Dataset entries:
— start —

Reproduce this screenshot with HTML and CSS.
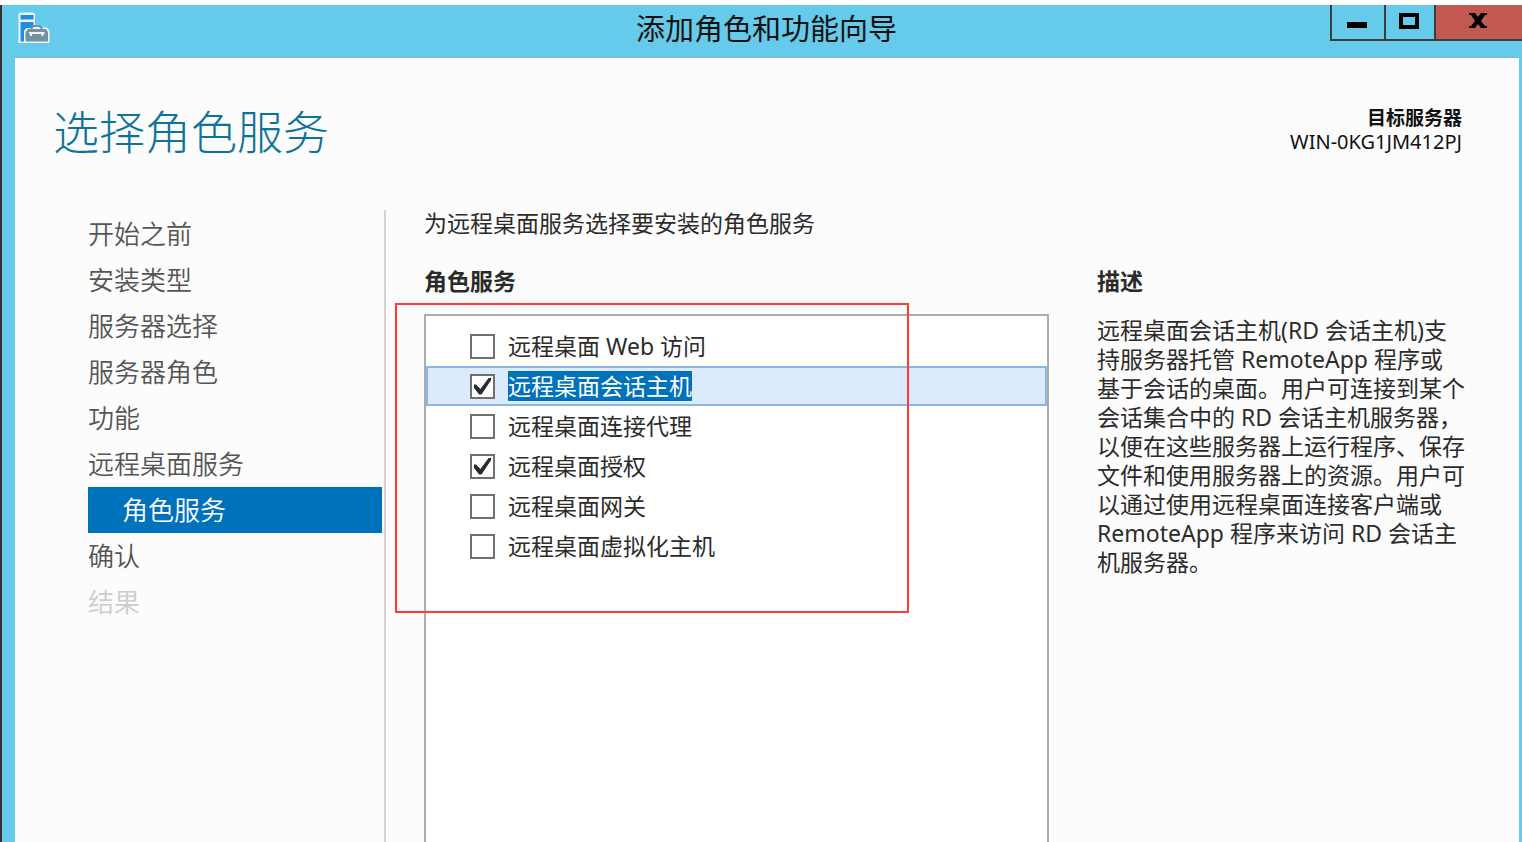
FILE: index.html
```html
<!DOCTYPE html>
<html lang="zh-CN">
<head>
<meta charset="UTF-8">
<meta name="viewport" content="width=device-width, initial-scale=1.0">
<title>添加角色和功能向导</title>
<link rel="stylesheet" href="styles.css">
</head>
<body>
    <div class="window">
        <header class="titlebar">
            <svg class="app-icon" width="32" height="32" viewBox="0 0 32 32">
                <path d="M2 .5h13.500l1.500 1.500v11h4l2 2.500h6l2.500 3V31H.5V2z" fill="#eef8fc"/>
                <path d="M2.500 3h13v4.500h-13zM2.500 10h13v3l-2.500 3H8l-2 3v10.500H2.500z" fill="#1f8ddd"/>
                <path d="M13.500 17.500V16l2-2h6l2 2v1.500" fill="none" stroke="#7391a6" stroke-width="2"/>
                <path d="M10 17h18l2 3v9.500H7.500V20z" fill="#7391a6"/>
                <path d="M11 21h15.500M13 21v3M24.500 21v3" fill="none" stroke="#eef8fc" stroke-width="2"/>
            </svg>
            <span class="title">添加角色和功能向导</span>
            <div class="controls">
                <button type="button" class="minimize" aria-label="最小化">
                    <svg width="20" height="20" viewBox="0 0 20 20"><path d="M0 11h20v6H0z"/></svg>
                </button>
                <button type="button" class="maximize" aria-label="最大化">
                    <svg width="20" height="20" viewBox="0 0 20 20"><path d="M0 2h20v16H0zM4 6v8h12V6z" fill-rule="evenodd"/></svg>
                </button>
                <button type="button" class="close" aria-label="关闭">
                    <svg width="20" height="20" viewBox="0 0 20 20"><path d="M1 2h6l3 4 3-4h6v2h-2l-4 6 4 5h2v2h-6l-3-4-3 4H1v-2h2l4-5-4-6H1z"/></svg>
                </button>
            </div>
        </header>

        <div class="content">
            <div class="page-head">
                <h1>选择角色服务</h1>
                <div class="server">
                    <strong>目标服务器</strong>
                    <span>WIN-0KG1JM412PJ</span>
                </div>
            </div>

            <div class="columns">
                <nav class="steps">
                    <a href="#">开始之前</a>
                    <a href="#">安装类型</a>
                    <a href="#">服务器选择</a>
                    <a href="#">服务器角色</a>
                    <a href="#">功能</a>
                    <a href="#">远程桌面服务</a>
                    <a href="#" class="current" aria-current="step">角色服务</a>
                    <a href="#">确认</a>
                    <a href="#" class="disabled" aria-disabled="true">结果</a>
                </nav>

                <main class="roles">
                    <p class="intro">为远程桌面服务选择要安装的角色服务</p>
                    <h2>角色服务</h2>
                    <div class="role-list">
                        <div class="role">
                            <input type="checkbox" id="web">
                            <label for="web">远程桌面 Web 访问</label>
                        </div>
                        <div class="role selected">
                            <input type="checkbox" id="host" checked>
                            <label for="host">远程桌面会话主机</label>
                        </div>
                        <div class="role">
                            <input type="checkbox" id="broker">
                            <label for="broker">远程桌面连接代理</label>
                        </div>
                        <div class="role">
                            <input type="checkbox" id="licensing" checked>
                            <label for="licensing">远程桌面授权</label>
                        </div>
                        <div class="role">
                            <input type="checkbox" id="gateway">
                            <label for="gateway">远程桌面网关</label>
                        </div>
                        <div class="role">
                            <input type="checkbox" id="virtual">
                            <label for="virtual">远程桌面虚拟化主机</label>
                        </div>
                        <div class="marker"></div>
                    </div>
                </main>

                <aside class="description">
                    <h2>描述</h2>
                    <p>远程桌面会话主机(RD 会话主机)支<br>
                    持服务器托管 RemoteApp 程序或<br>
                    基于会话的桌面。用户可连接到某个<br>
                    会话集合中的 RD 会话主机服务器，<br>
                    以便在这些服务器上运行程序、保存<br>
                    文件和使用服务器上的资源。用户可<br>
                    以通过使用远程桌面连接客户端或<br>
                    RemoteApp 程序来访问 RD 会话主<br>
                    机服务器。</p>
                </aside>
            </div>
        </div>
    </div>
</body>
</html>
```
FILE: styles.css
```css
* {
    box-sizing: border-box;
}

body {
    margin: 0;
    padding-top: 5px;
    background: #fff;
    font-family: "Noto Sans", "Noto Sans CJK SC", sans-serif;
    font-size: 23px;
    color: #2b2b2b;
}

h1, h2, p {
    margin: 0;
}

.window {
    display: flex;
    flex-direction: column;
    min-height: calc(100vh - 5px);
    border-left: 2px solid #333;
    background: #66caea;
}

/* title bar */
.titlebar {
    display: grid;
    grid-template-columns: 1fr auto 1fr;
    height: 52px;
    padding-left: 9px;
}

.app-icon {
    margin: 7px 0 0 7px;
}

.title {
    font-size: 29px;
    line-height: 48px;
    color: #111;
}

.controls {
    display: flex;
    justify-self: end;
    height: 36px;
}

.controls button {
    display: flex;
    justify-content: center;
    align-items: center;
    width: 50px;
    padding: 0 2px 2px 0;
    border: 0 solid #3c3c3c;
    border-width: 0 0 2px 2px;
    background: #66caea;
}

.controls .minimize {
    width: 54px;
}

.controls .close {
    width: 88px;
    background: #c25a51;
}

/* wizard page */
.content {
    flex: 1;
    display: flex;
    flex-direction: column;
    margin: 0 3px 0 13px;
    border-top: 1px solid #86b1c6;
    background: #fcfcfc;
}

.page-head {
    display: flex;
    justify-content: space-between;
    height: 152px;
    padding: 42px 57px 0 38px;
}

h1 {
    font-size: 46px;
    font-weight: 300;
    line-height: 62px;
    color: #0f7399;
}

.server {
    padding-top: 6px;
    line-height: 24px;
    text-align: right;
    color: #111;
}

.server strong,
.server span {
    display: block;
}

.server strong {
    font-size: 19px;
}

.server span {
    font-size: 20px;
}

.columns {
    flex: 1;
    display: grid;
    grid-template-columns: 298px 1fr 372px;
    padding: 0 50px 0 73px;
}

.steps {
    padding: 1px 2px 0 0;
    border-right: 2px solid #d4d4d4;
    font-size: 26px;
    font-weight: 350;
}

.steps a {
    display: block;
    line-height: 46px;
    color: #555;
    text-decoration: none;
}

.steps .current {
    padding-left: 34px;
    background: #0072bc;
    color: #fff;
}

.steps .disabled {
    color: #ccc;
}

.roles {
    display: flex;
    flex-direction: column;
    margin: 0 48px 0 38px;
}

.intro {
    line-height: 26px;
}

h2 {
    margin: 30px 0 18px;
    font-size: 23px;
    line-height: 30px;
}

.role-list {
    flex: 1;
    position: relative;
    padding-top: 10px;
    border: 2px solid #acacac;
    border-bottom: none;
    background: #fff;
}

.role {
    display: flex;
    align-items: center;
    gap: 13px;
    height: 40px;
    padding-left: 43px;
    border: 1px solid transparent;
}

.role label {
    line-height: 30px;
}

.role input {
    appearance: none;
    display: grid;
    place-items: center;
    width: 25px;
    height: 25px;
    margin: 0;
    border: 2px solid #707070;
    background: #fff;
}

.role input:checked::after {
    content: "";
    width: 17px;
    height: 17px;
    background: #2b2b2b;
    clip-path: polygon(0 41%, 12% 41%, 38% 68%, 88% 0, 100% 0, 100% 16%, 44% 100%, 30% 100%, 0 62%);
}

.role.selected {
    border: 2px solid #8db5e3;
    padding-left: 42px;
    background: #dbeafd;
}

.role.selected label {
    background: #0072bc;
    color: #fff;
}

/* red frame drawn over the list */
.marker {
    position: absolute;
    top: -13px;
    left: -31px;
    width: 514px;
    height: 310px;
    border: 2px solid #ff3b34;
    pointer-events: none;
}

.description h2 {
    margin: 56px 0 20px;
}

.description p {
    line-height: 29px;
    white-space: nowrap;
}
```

— end —
— start —

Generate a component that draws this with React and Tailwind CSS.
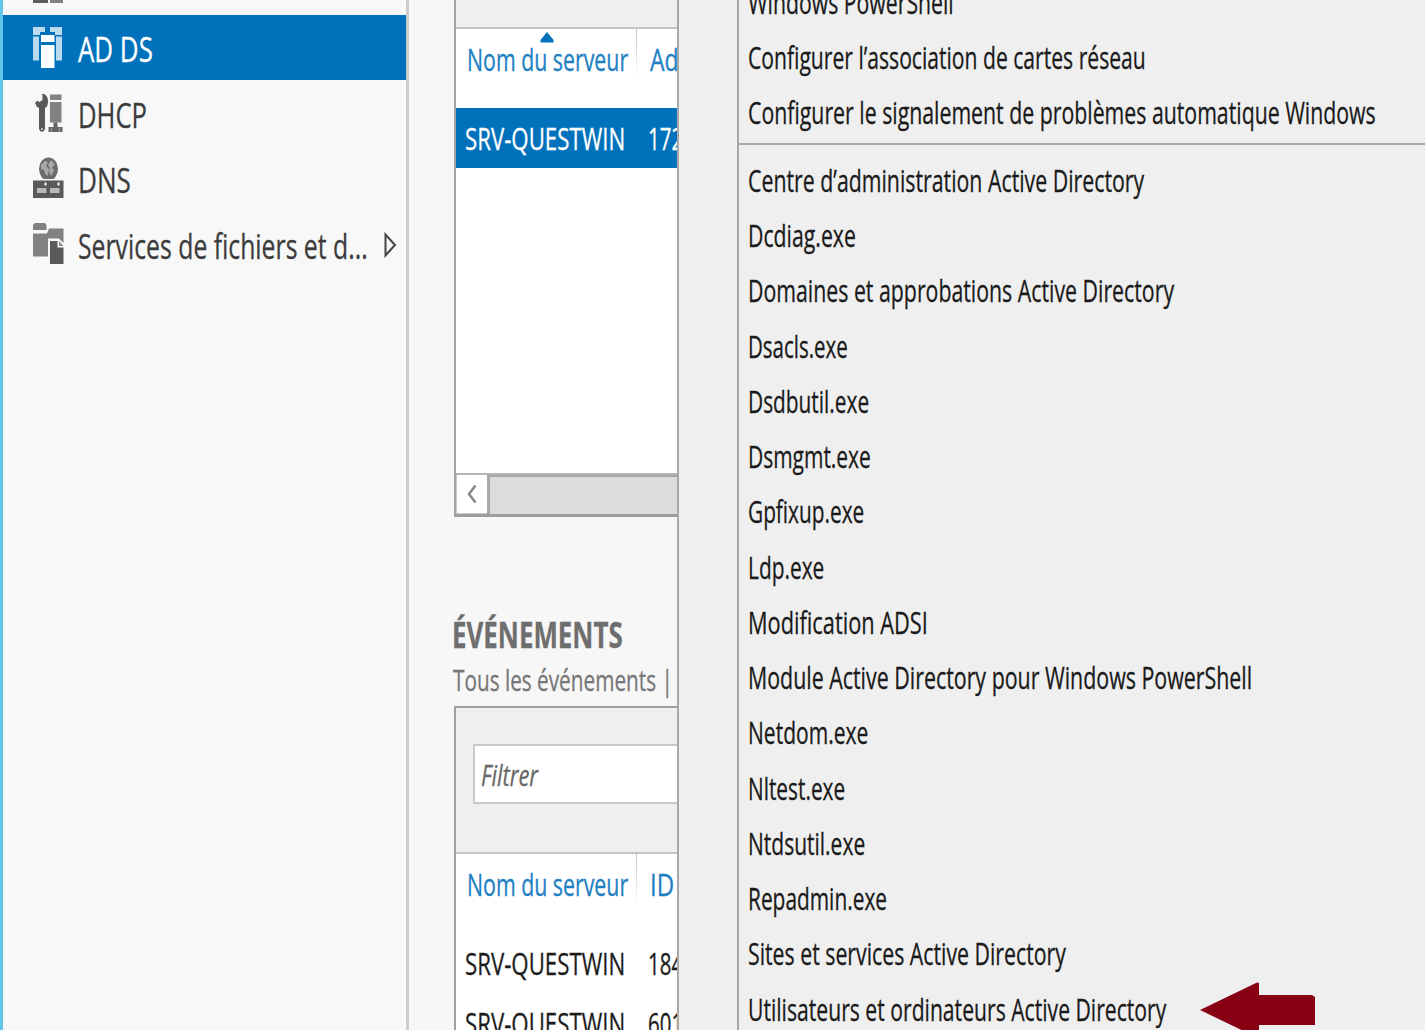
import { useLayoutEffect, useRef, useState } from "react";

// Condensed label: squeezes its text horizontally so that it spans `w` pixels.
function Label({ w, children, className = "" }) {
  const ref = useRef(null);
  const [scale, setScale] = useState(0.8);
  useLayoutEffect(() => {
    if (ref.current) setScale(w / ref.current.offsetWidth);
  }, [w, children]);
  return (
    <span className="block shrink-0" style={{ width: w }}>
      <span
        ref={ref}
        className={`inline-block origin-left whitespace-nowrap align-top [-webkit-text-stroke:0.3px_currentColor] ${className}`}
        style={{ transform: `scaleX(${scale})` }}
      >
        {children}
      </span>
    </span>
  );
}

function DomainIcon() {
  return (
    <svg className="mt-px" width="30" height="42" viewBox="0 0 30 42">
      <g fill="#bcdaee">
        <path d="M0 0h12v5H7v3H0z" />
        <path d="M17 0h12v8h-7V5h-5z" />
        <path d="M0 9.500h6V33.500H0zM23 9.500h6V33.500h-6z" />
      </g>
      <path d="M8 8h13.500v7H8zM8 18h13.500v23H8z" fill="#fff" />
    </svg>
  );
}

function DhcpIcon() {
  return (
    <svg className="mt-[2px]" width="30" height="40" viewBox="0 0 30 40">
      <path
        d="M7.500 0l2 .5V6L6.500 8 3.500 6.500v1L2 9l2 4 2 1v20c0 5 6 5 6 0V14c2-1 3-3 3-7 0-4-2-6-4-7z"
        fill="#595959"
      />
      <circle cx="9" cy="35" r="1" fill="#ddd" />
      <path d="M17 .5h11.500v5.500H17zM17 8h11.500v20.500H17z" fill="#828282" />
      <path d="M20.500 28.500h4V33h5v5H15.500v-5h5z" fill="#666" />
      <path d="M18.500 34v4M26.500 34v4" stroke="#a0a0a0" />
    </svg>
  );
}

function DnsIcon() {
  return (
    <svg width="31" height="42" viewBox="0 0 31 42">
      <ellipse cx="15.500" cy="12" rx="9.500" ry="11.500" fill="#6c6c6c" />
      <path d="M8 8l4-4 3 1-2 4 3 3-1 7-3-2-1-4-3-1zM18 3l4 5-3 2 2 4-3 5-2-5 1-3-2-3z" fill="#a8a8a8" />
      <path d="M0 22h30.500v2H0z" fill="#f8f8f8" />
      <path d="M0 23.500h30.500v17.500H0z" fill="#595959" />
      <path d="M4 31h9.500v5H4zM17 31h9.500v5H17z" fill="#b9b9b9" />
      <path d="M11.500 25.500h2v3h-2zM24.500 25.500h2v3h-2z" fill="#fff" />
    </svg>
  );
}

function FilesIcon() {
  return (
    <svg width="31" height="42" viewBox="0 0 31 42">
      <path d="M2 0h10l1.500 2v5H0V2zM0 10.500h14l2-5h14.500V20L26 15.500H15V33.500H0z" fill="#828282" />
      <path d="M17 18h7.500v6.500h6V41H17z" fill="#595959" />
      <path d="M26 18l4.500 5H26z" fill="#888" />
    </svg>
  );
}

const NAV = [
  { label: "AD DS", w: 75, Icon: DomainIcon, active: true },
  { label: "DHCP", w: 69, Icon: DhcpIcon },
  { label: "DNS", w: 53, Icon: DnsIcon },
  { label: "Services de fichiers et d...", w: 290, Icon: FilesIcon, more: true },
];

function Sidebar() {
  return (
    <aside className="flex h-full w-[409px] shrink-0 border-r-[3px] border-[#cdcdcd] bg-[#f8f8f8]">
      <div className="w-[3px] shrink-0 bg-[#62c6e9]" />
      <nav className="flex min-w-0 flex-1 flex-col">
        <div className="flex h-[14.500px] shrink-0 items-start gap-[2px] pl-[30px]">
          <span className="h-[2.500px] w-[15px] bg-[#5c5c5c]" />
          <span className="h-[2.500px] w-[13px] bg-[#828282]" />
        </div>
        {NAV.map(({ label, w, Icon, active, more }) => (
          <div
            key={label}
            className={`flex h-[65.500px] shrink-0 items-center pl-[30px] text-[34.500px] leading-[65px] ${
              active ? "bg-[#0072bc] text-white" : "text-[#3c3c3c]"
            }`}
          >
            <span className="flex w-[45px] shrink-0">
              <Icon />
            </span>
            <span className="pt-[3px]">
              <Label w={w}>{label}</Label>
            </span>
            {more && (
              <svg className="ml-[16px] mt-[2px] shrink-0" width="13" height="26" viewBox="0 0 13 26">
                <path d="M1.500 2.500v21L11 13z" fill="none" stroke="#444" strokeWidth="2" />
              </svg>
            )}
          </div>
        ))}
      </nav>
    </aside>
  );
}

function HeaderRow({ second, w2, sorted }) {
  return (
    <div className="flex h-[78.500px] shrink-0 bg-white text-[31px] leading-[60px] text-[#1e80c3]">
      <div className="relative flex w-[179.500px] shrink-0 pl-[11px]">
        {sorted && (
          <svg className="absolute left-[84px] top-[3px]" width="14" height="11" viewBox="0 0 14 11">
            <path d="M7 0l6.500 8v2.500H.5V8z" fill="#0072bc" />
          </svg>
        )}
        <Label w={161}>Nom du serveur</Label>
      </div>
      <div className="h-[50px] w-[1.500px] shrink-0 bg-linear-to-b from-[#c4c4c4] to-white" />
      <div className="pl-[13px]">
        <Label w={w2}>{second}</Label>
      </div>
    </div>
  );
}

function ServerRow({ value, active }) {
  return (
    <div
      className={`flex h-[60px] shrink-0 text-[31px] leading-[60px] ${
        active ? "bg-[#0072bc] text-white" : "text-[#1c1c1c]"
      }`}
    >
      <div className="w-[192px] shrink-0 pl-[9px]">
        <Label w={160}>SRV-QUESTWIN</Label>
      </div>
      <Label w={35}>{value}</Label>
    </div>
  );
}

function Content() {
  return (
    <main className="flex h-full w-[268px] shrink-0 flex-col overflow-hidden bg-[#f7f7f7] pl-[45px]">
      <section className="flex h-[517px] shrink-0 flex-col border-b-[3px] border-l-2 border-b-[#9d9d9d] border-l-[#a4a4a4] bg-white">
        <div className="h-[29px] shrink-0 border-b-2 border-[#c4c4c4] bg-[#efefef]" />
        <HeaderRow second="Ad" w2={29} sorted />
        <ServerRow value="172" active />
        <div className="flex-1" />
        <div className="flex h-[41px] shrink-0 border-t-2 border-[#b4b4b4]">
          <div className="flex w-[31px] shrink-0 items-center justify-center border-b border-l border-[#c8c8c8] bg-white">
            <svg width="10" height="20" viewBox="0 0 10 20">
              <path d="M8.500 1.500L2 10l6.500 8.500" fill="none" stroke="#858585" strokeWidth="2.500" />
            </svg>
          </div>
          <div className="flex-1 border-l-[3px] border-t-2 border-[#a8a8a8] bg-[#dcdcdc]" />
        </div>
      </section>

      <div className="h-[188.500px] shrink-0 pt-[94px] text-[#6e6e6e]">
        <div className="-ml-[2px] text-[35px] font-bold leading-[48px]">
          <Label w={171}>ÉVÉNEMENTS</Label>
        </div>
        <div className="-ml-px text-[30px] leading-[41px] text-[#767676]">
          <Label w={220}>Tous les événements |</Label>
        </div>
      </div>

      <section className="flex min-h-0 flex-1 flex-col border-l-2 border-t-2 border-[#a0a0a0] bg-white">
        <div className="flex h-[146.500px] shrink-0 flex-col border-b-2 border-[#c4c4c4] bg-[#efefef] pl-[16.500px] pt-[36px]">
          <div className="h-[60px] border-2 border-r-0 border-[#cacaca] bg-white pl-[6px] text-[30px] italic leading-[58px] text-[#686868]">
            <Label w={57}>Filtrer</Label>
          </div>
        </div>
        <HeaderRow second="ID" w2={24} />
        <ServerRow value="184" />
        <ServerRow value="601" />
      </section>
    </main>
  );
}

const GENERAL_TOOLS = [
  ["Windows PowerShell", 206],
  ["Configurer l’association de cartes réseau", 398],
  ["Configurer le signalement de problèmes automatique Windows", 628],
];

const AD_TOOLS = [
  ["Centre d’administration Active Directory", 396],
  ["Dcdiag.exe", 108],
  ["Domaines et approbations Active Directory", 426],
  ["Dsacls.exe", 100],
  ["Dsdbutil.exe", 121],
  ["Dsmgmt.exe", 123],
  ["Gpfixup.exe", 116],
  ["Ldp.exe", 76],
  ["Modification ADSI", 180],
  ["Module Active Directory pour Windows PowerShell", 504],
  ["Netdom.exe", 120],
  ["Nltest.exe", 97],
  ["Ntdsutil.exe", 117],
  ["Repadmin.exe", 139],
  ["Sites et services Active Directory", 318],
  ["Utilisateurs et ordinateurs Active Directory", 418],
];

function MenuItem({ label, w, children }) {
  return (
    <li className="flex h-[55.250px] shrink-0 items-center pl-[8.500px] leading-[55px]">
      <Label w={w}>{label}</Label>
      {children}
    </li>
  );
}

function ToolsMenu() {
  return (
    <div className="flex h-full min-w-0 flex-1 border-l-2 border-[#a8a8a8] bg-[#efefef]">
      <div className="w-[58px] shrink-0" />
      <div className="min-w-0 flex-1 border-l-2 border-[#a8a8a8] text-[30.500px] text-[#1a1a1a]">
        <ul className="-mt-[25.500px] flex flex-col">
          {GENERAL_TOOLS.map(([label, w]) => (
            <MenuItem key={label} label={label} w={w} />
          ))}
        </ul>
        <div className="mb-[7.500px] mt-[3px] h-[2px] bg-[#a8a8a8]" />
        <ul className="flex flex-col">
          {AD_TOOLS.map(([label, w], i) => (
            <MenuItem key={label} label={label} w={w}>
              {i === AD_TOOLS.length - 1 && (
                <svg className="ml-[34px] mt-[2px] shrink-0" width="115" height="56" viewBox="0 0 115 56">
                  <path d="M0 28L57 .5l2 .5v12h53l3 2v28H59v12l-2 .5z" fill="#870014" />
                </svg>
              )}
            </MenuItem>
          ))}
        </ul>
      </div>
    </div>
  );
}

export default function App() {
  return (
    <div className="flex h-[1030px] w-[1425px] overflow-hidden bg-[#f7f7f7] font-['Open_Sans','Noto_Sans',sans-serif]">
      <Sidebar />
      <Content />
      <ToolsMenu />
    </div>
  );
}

— end —

▸ **Aim of the exercise**
Scan the records above, count the lines with "this" in them, and give only the number.

▸ **Complete response**
2